_SOURCE EXCERPT_

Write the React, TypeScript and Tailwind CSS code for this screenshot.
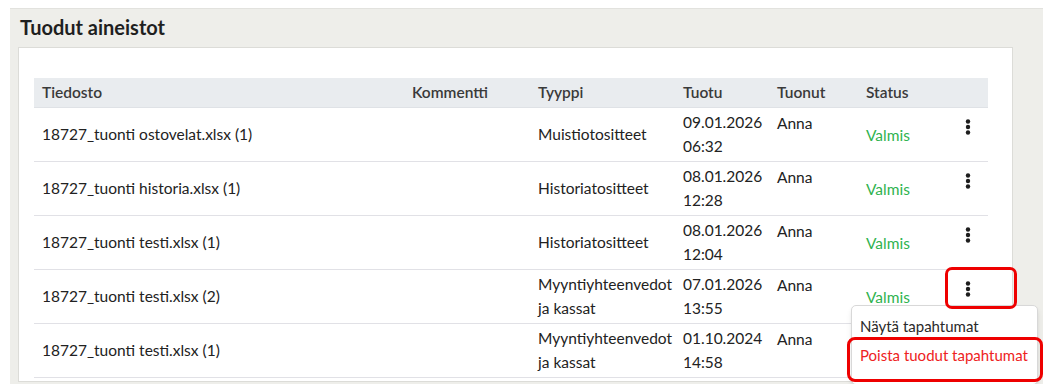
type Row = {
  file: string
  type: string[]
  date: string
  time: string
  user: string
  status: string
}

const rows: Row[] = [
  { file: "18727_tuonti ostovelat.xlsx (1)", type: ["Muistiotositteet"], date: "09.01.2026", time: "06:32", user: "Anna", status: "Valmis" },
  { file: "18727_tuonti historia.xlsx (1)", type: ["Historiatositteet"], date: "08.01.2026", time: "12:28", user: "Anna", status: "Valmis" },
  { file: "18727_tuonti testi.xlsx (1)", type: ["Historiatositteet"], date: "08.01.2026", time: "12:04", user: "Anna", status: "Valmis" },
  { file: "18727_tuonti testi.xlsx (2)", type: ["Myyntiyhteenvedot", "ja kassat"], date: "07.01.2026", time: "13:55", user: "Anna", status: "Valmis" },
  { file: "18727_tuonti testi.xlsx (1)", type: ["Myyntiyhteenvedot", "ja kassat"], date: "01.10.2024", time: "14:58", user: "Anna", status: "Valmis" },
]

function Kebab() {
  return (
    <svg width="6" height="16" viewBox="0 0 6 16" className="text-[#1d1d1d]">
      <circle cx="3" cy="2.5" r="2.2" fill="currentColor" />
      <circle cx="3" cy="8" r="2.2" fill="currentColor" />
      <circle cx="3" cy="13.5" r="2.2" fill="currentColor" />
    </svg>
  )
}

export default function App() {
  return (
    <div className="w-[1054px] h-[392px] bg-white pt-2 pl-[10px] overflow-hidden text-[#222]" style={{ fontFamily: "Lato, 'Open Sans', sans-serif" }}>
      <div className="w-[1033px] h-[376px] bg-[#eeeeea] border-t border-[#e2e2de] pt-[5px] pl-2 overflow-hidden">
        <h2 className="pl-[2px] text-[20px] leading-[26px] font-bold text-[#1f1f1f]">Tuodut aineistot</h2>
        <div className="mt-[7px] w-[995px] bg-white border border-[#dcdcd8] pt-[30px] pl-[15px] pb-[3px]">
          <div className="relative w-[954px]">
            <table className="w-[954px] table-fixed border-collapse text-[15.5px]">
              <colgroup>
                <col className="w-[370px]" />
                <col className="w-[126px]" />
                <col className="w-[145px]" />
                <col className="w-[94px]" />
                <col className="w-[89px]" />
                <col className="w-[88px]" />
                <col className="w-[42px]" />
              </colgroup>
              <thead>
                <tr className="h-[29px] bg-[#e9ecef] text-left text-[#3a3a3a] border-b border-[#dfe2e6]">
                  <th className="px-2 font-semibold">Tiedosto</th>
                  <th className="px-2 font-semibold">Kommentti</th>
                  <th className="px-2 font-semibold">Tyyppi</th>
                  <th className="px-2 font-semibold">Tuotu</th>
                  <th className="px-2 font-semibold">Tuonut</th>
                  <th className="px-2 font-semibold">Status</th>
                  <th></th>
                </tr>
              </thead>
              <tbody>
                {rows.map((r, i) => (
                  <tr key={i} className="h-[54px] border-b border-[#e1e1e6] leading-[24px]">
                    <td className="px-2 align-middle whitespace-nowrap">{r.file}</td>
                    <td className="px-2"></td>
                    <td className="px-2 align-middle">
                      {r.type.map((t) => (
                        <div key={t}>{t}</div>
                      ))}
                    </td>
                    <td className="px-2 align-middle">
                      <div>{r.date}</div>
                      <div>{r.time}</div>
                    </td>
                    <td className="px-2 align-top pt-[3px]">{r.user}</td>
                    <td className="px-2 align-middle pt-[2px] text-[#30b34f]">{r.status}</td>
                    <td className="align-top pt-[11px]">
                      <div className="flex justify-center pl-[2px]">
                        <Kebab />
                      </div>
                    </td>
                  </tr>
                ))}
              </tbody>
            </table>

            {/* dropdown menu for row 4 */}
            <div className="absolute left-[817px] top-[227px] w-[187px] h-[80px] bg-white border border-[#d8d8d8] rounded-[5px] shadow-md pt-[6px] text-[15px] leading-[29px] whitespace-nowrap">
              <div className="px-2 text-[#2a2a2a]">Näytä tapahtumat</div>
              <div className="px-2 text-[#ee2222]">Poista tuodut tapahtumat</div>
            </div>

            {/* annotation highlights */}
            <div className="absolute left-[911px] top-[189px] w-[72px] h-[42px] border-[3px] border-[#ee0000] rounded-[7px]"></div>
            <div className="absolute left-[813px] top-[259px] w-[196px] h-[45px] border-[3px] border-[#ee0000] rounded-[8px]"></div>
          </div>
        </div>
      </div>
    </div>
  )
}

_GOAL_
Transcribe the listing in full and omit the pictures.

_FULL RESPONSE_
Write the React, TypeScript and Tailwind CSS code for this screenshot.
type Row = {
  file: string
  type: string[]
  date: string
  time: string
  user: string
  status: string
}

const rows: Row[] = [
  { file: "18727_tuonti ostovelat.xlsx (1)", type: ["Muistiotositteet"], date: "09.01.2026", time: "06:32", user: "Anna", status: "Valmis" },
  { file: "18727_tuonti historia.xlsx (1)", type: ["Historiatositteet"], date: "08.01.2026", time: "12:28", user: "Anna", status: "Valmis" },
  { file: "18727_tuonti testi.xlsx (1)", type: ["Historiatositteet"], date: "08.01.2026", time: "12:04", user: "Anna", status: "Valmis" },
  { file: "18727_tuonti testi.xlsx (2)", type: ["Myyntiyhteenvedot", "ja kassat"], date: "07.01.2026", time: "13:55", user: "Anna", status: "Valmis" },
  { file: "18727_tuonti testi.xlsx (1)", type: ["Myyntiyhteenvedot", "ja kassat"], date: "01.10.2024", time: "14:58", user: "Anna", status: "Valmis" },
]

function Kebab() {
  return (
    <svg width="6" height="16" viewBox="0 0 6 16" className="text-[#1d1d1d]">
      <circle cx="3" cy="2.5" r="2.2" fill="currentColor" />
      <circle cx="3" cy="8" r="2.2" fill="currentColor" />
      <circle cx="3" cy="13.5" r="2.2" fill="currentColor" />
    </svg>
  )
}

export default function App() {
  return (
    <div className="w-[1054px] h-[392px] bg-white pt-2 pl-[10px] overflow-hidden text-[#222]" style={{ fontFamily: "Lato, 'Open Sans', sans-serif" }}>
      <div className="w-[1033px] h-[376px] bg-[#eeeeea] border-t border-[#e2e2de] pt-[5px] pl-2 overflow-hidden">
        <h2 className="pl-[2px] text-[20px] leading-[26px] font-bold text-[#1f1f1f]">Tuodut aineistot</h2>
        <div className="mt-[7px] w-[995px] bg-white border border-[#dcdcd8] pt-[30px] pl-[15px] pb-[3px]">
          <div className="relative w-[954px]">
            <table className="w-[954px] table-fixed border-collapse text-[15.5px]">
              <colgroup>
                <col className="w-[370px]" />
                <col className="w-[126px]" />
                <col className="w-[145px]" />
                <col className="w-[94px]" />
                <col className="w-[89px]" />
                <col className="w-[88px]" />
                <col className="w-[42px]" />
              </colgroup>
              <thead>
                <tr className="h-[29px] bg-[#e9ecef] text-left text-[#3a3a3a] border-b border-[#dfe2e6]">
                  <th className="px-2 font-semibold">Tiedosto</th>
                  <th className="px-2 font-semibold">Kommentti</th>
                  <th className="px-2 font-semibold">Tyyppi</th>
                  <th className="px-2 font-semibold">Tuotu</th>
                  <th className="px-2 font-semibold">Tuonut</th>
                  <th className="px-2 font-semibold">Status</th>
                  <th></th>
                </tr>
              </thead>
              <tbody>
                {rows.map((r, i) => (
                  <tr key={i} className="h-[54px] border-b border-[#e1e1e6] leading-[24px]">
                    <td className="px-2 align-middle whitespace-nowrap">{r.file}</td>
                    <td className="px-2"></td>
                    <td className="px-2 align-middle">
                      {r.type.map((t) => (
                        <div key={t}>{t}</div>
                      ))}
                    </td>
                    <td className="px-2 align-middle">
                      <div>{r.date}</div>
                      <div>{r.time}</div>
                    </td>
                    <td className="px-2 align-top pt-[3px]">{r.user}</td>
                    <td className="px-2 align-middle pt-[2px] text-[#30b34f]">{r.status}</td>
                    <td className="align-top pt-[11px]">
                      <div className="flex justify-center pl-[2px]">
                        <Kebab />
                      </div>
                    </td>
                  </tr>
                ))}
              </tbody>
            </table>

            {/* dropdown menu for row 4 */}
            <div className="absolute left-[817px] top-[227px] w-[187px] h-[80px] bg-white border border-[#d8d8d8] rounded-[5px] shadow-md pt-[6px] text-[15px] leading-[29px] whitespace-nowrap">
              <div className="px-2 text-[#2a2a2a]">Näytä tapahtumat</div>
              <div className="px-2 text-[#ee2222]">Poista tuodut tapahtumat</div>
            </div>

            {/* annotation highlights */}
            <div className="absolute left-[911px] top-[189px] w-[72px] h-[42px] border-[3px] border-[#ee0000] rounded-[7px]"></div>
            <div className="absolute left-[813px] top-[259px] w-[196px] h-[45px] border-[3px] border-[#ee0000] rounded-[8px]"></div>
          </div>
        </div>
      </div>
    </div>
  )
}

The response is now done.